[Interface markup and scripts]

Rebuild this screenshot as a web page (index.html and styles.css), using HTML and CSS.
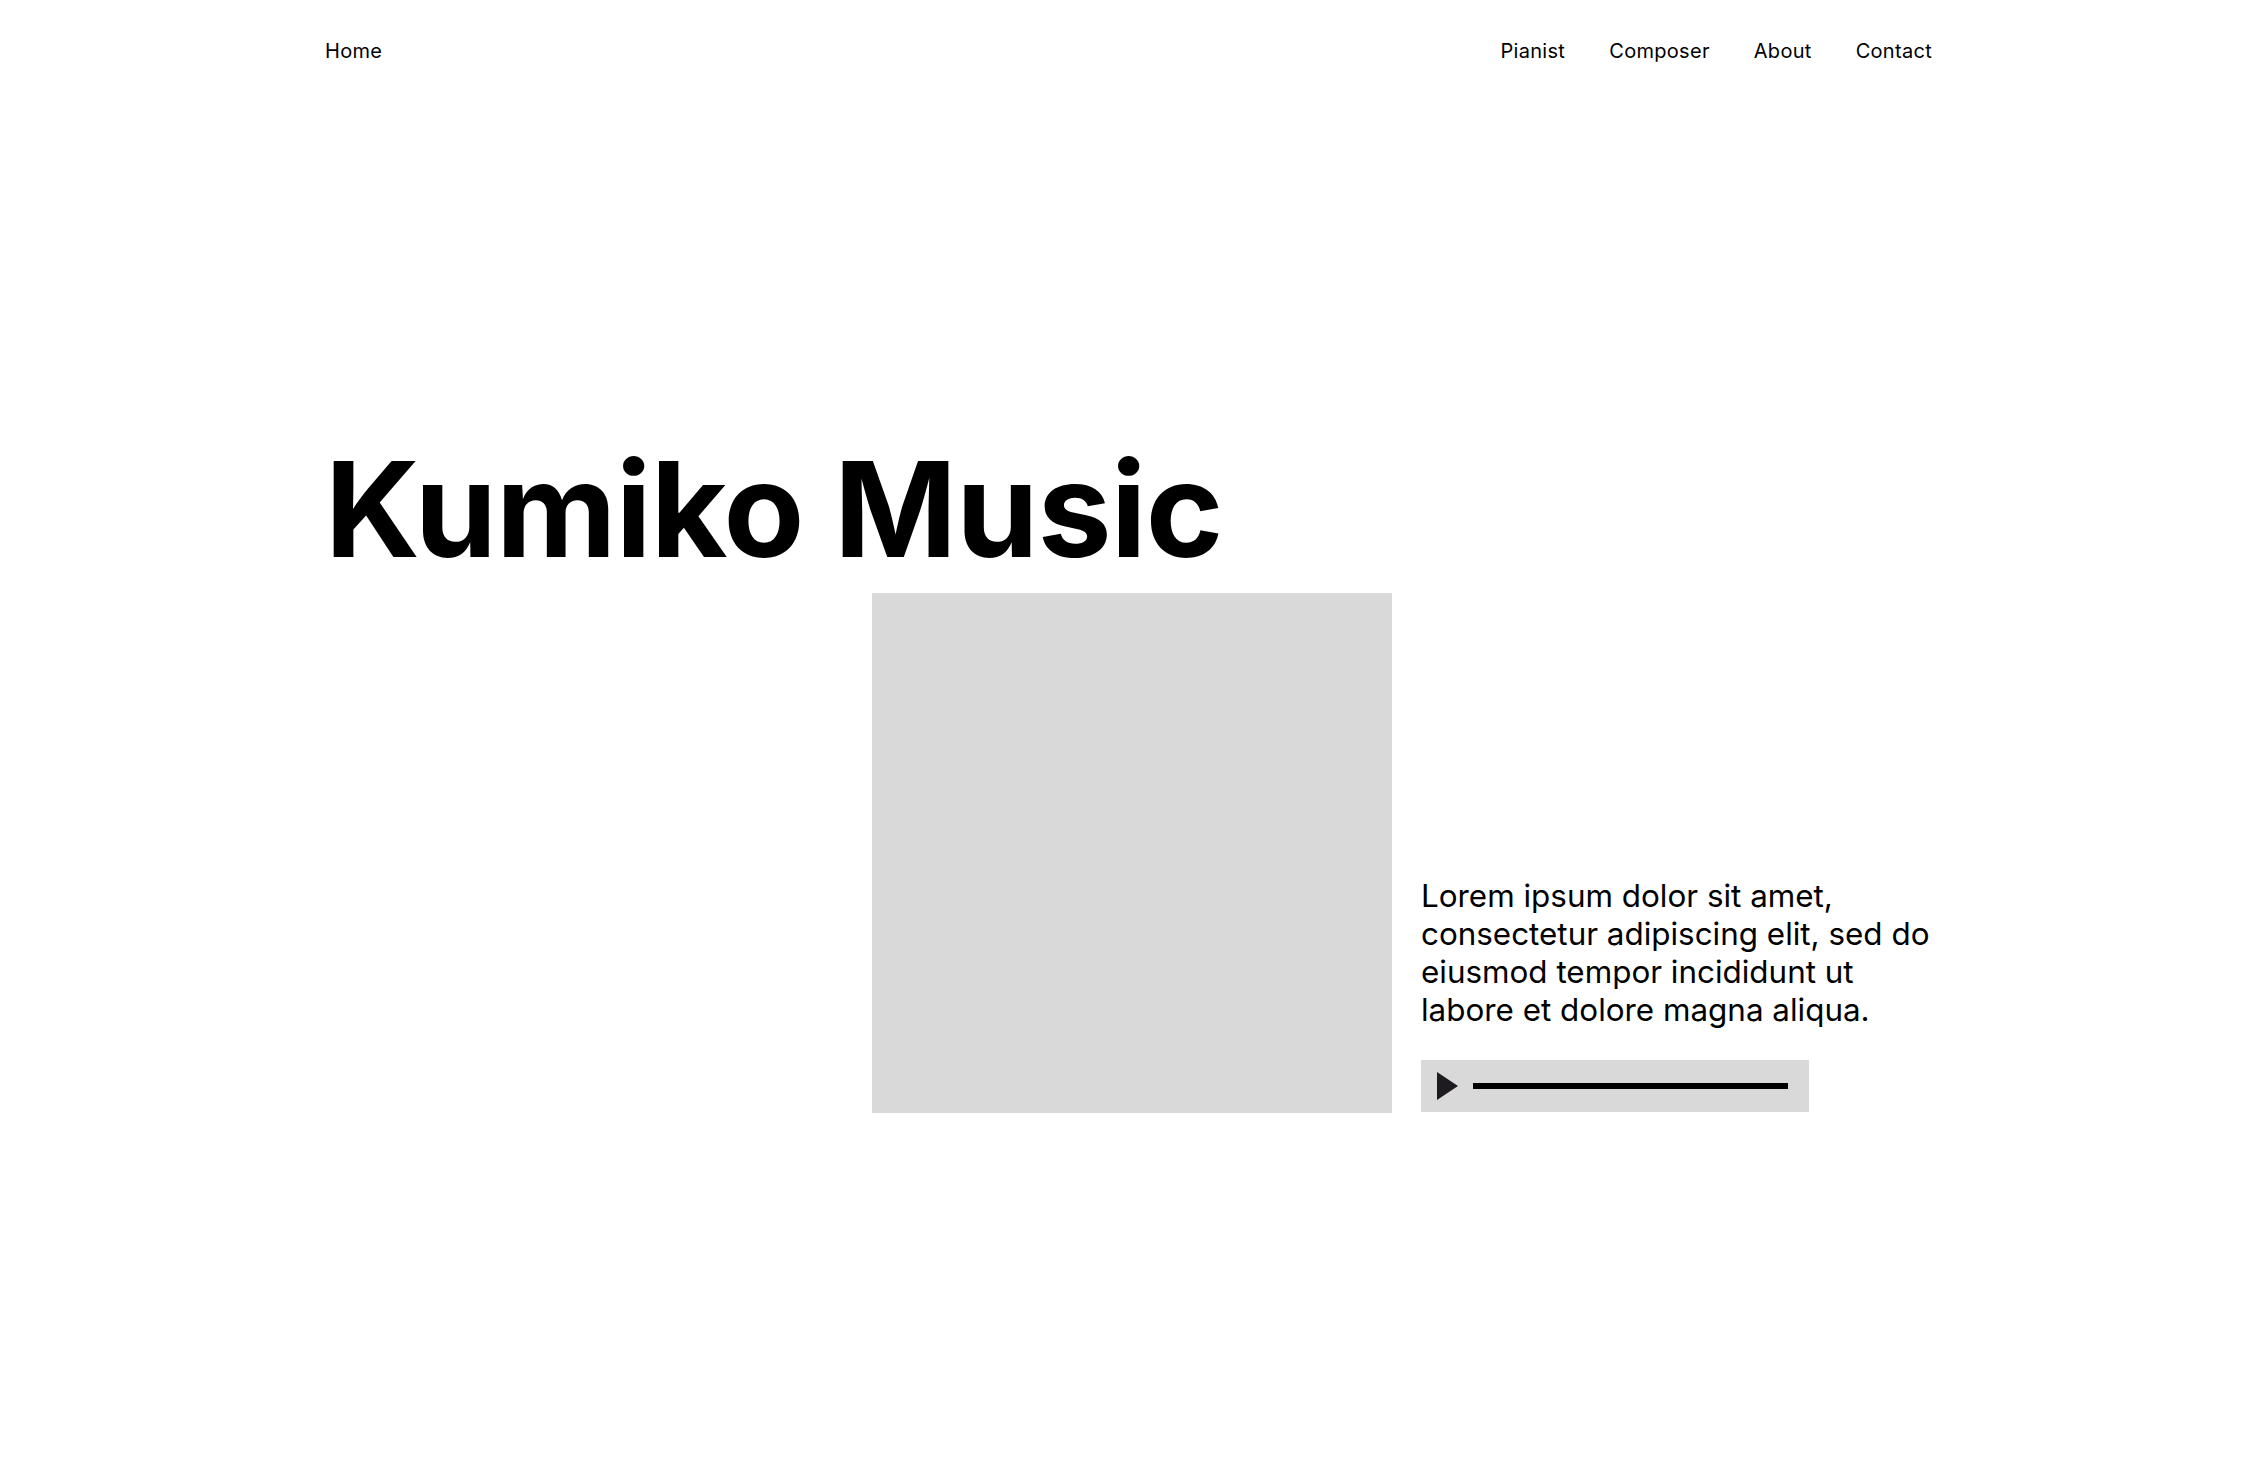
FILE: index.html
```html
<!DOCTYPE html>
<html lang="en">
<head>
<meta charset="utf-8">
<title>Kumiko Music</title>
<link rel="stylesheet" href="styles.css">
</head>
<body>
<div class="page">
  <header class="nav">
    <a class="nav-home" href="#">Home</a>
    <nav class="nav-links">
      <a href="#">Pianist</a>
      <a href="#">Composer</a>
      <a href="#">About</a>
      <a href="#">Contact</a>
    </nav>
  </header>
  <main class="hero">
    <h1 class="title">Kumiko Music</h1>
    <section class="feature">
      <div class="cover"></div>
      <div class="info">
        <p class="desc">Lorem ipsum dolor sit amet, consectetur adipiscing elit, sed do eiusmod tempor incididunt ut labore et dolore magna aliqua.</p>
        <div class="player">
          <svg class="play" width="21" height="28" viewBox="0 0 21 28"><path d="M0 0 L21 14 L0 28 Z" fill="#1d1b20"/></svg>
          <div class="track"></div>
        </div>
      </div>
    </section>
  </main>
</div>
</body>
</html>
```
FILE: styles.css
```css
html, body {
  margin: 0;
  padding: 0;
  background: #ffffff;
}
body {
  font-family: Inter, "Noto Sans", sans-serif;
  color: #000000;
}
.page {
  padding: 0 331px 0 325px;
}
.nav {
  display: flex;
  justify-content: space-between;
  align-items: center;
  padding-top: 39px;
  font-size: 20px;
  letter-spacing: 0.3px;
}
.nav a {
  color: #000000;
  text-decoration: none;
}
.nav-links {
  display: flex;
  gap: 44px;
}
.hero {
  padding-top: 380px;
}
.title {
  margin: 0;
  font-size: 132px;
  font-weight: 700;
  line-height: 132px;
  letter-spacing: -0.8px;
}
.feature {
  display: grid;
  grid-template-columns: 520px 1fr;
  column-gap: 29px;
  align-items: end;
  margin-top: 18px;
  margin-left: 547px;
}
.cover {
  width: 520px;
  height: 520px;
  background: #d9d9d9;
}
.info {
  display: flex;
  flex-direction: column;
  gap: 31px;
  padding-bottom: 1px;
}
.desc {
  margin: 0;
  font-size: 31.4px;
  line-height: 38px;
}
.player {
  display: flex;
  align-items: center;
  width: 388px;
  height: 52px;
  box-sizing: border-box;
  padding: 0 21px 0 16px;
  background: #d9d9d9;
}
.play {
  flex: none;
  display: block;
}
.track {
  flex: 1;
  height: 6px;
  margin-left: 15px;
  background: #000000;
}
```
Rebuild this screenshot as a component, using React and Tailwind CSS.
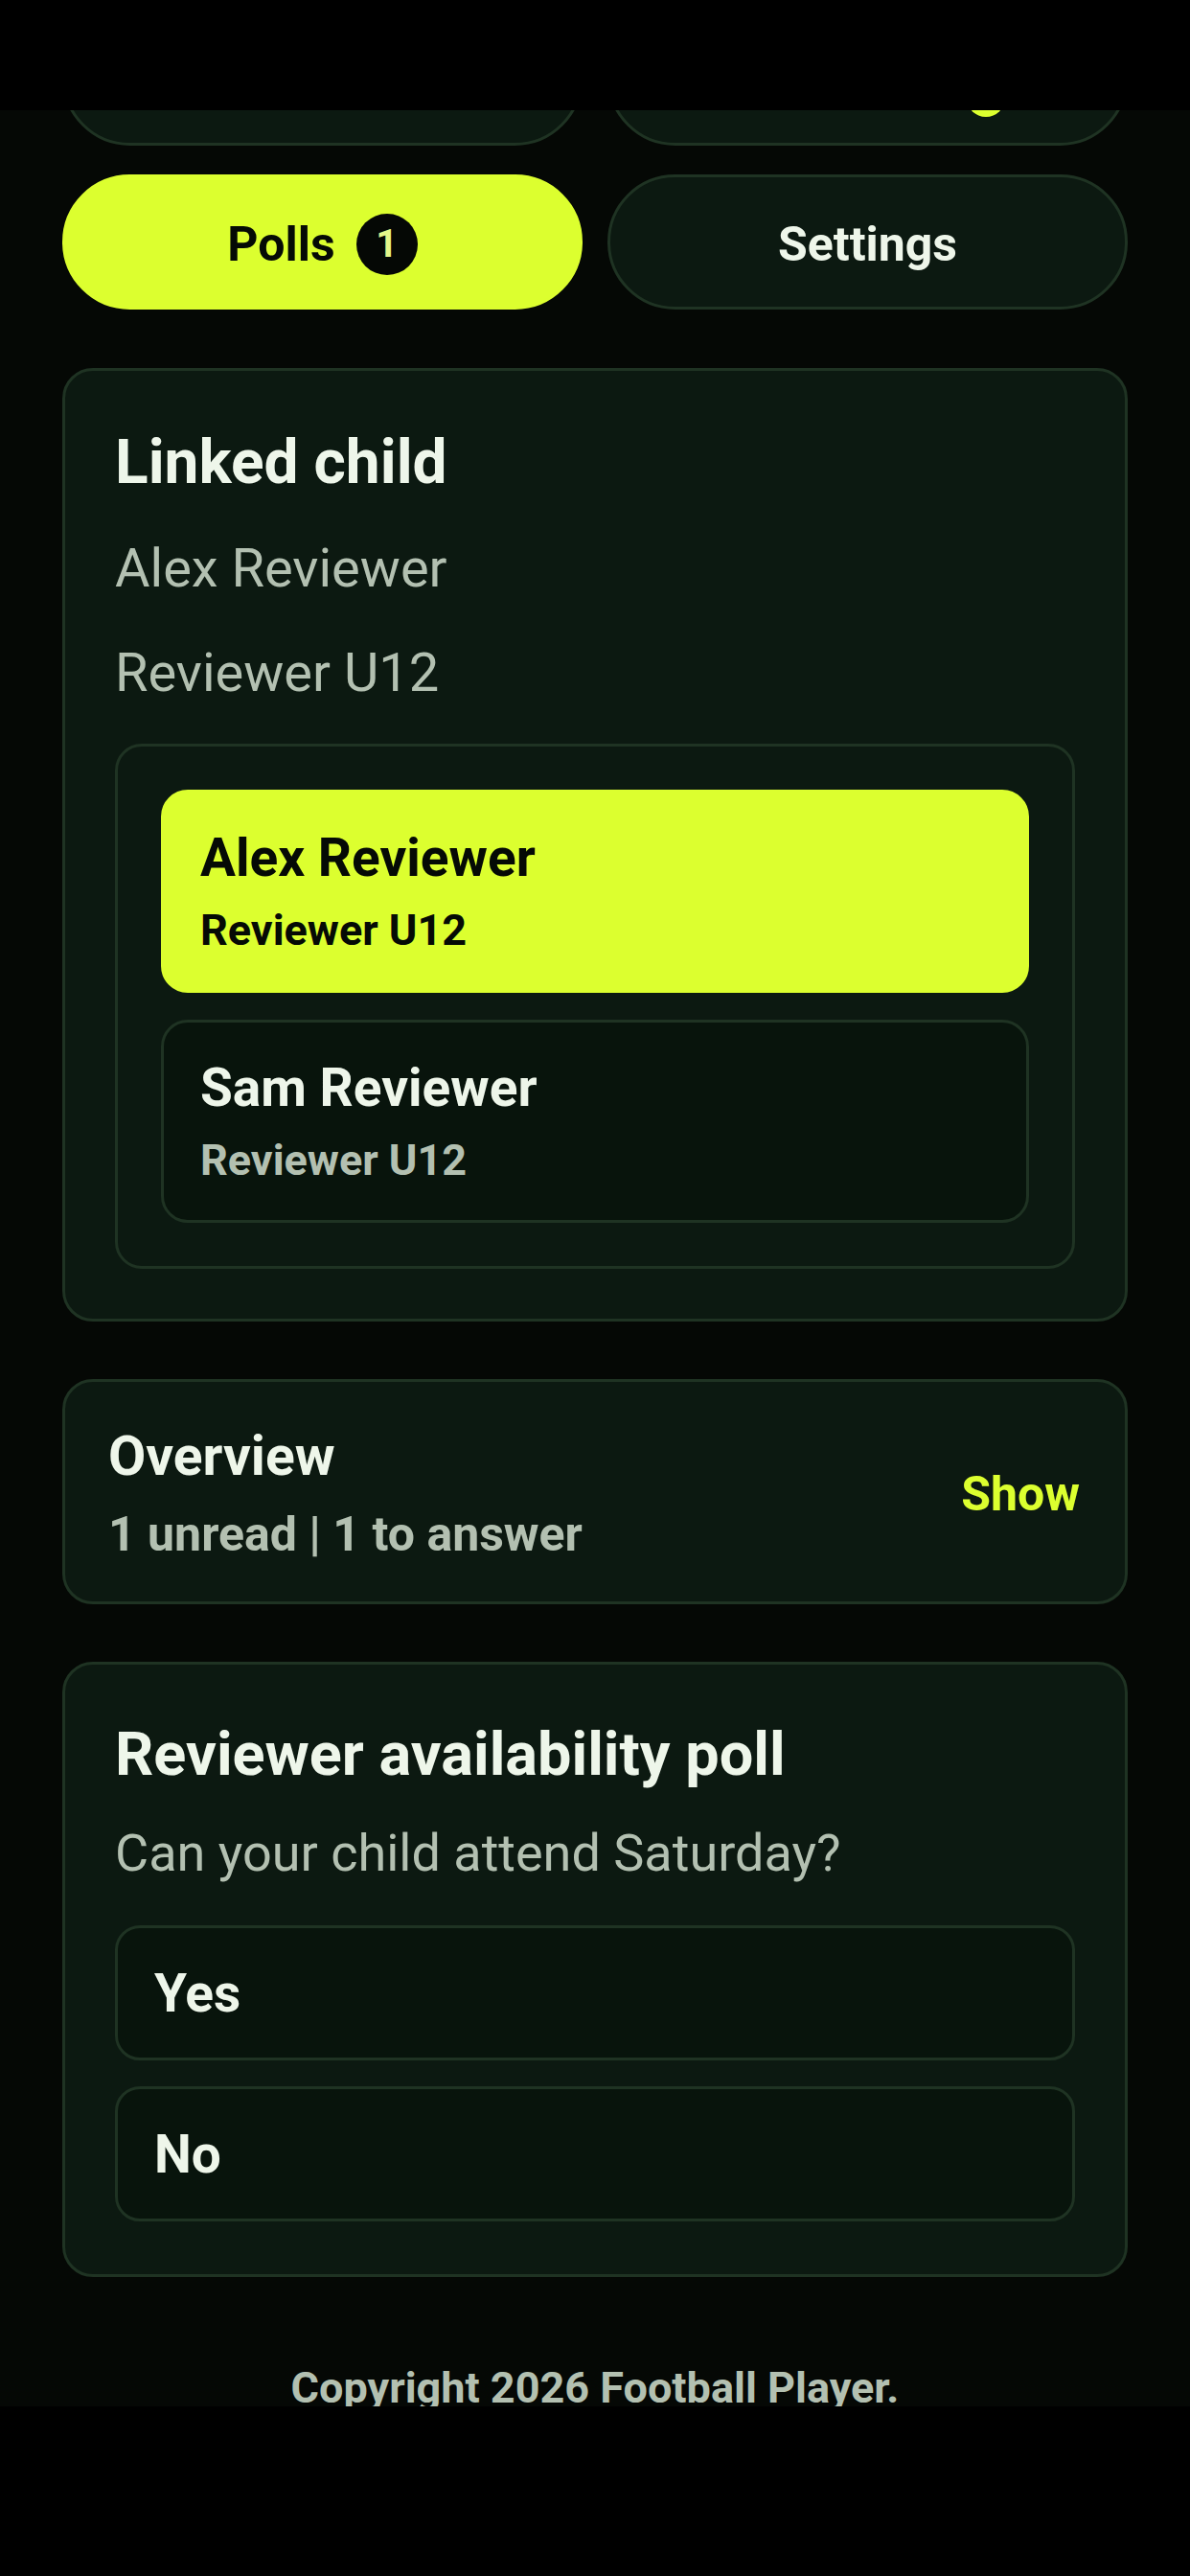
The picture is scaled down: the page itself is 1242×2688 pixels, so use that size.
import React from "react";

export default function App() {
  return (
    <div className="relative w-[1242px] h-[2688px] overflow-hidden bg-[#050805] font-['Roboto',sans-serif]">
      <div className="flex flex-col px-[65px] pt-[11px]">
        {/* Tab pills */}
        <div className="grid grid-cols-2 gap-x-[26px] gap-y-[30px]">
          <div className="h-[141px] rounded-full border-[3px] border-[#1f3323] bg-[#0c1911] flex items-center justify-center pt-[4px]">
            <span className="text-[50px] leading-[60px] font-bold text-[#eef6ea]">Home</span>
          </div>
          <div className="relative h-[141px] rounded-full border-[3px] border-[#1f3323] bg-[#0c1911] flex items-center justify-center pt-[4px]">
            <span className="text-[50px] leading-[60px] font-bold text-[#eef6ea]">Messages</span>
            <span className="absolute left-[372px] top-[68px] w-[40px] h-[40px] rounded-full bg-[#dcff2f]" />
          </div>
          <div className="h-[141px] rounded-full border-[3px] border-[#dcff2f] bg-[#dcff2f] flex items-center justify-center gap-[22px] pt-[4px]">
            <span className="text-[50px] leading-[60px] font-bold text-[#050a05]">Polls</span>
            <span className="w-[64px] h-[64px] rounded-full bg-[#050805] flex items-center justify-center text-[40px] leading-none font-bold text-[#e4f78a]">
              1
            </span>
          </div>
          <div className="h-[141px] rounded-full border-[3px] border-[#1f3323] bg-[#0c1911] flex items-center justify-center pt-[4px]">
            <span className="text-[50px] leading-[60px] font-bold text-[#eef6ea]">Settings</span>
          </div>
        </div>

        {/* Linked child card */}
        <div className="mt-[61px] rounded-[32px] border-[3px] border-[#1f3323] bg-[#0c1911] px-[52px] pt-[56px] pb-[52px] flex flex-col">
          <div className="text-[64px] leading-[80px] font-bold text-[#eef6ea]">Linked child</div>
          <div className="mt-[36px] text-[56px] leading-[68px] text-[#b3c0b1]">Alex Reviewer</div>
          <div className="mt-[41px] text-[56px] leading-[68px] text-[#b3c0b1]">Reviewer U12</div>
          <div className="mt-[40px] rounded-[28px] border-[3px] border-[#1f3323] p-[45px] flex flex-col gap-[28px]">
            <div className="h-[212px] rounded-[28px] border-[3px] border-[#dcff2f] bg-[#dcff2f] px-[38px] flex flex-col justify-center gap-[14px]">
              <div className="text-[55px] leading-[68px] font-bold text-[#050a05]">Alex Reviewer</div>
              <div className="text-[45px] leading-[56px] font-bold text-[#050a05]">Reviewer U12</div>
            </div>
            <div className="h-[212px] rounded-[28px] border-[3px] border-[#1f3323] bg-[#08140c] px-[38px] flex flex-col justify-center gap-[14px]">
              <div className="text-[55px] leading-[68px] font-bold text-[#eef6ea]">Sam Reviewer</div>
              <div className="text-[45px] leading-[56px] font-bold text-[#b3c0b1]">Reviewer U12</div>
            </div>
          </div>
        </div>

        {/* Overview card */}
        <div className="mt-[60px] h-[235px] rounded-[32px] border-[3px] border-[#1f3323] bg-[#0c1911] pl-[45px] pr-[47px] flex items-center justify-between">
          <div className="flex flex-col gap-[17px] pt-[4px]">
            <div className="text-[57px] leading-[68px] font-bold text-[#eef6ea]">Overview</div>
            <div className="text-[50px] leading-[60px] font-bold text-[#b3c0b1]">1 unread | 1 to answer</div>
          </div>
          <div className="text-[50px] leading-[60px] font-bold text-[#dcff2f] pt-[4px]">Show</div>
        </div>

        {/* Poll card */}
        <div className="mt-[60px] rounded-[32px] border-[3px] border-[#1f3323] bg-[#0c1911] px-[52px] pt-[55px] pb-[55px] flex flex-col">
          <div className="text-[63px] leading-[78px] font-bold text-[#eef6ea]">Reviewer availability poll</div>
          <div className="mt-[31px] text-[54px] leading-[66px] text-[#b3c0b1]">Can your child attend Saturday?</div>
          <div className="mt-[42px] h-[141px] rounded-[26px] border-[3px] border-[#1f3323] bg-[#08140c] px-[38px] flex items-center">
            <span className="text-[55px] leading-[66px] font-bold text-[#eef6ea]">Yes</span>
          </div>
          <div className="mt-[27px] h-[141px] rounded-[26px] border-[3px] border-[#1f3323] bg-[#08140c] px-[38px] flex items-center">
            <span className="text-[55px] leading-[66px] font-bold text-[#eef6ea]">No</span>
          </div>
        </div>

        {/* Footer */}
        <div className="mt-[89px] text-center text-[45px] leading-[54px] font-bold text-[#b3c0b1]">
          Copyright 2026 Football Player.
        </div>
      </div>

      {/* Status bar overlay */}
      <div className="absolute inset-x-0 top-0 h-[115px] bg-black" />
      {/* Navigation bar overlay */}
      <div className="absolute inset-x-0 bottom-0 h-[177px] bg-black" />
    </div>
  );
}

-- Work required --
Begin at the line containing "Rebuild this screenshot as a component, using", end at the line containing "import React from", and copy those lines word for word, both included. Skip pictures.

-- Full solution --
Rebuild this screenshot as a component, using React and Tailwind CSS.
The picture is scaled down: the page itself is 1242×2688 pixels, so use that size.
import React from "react";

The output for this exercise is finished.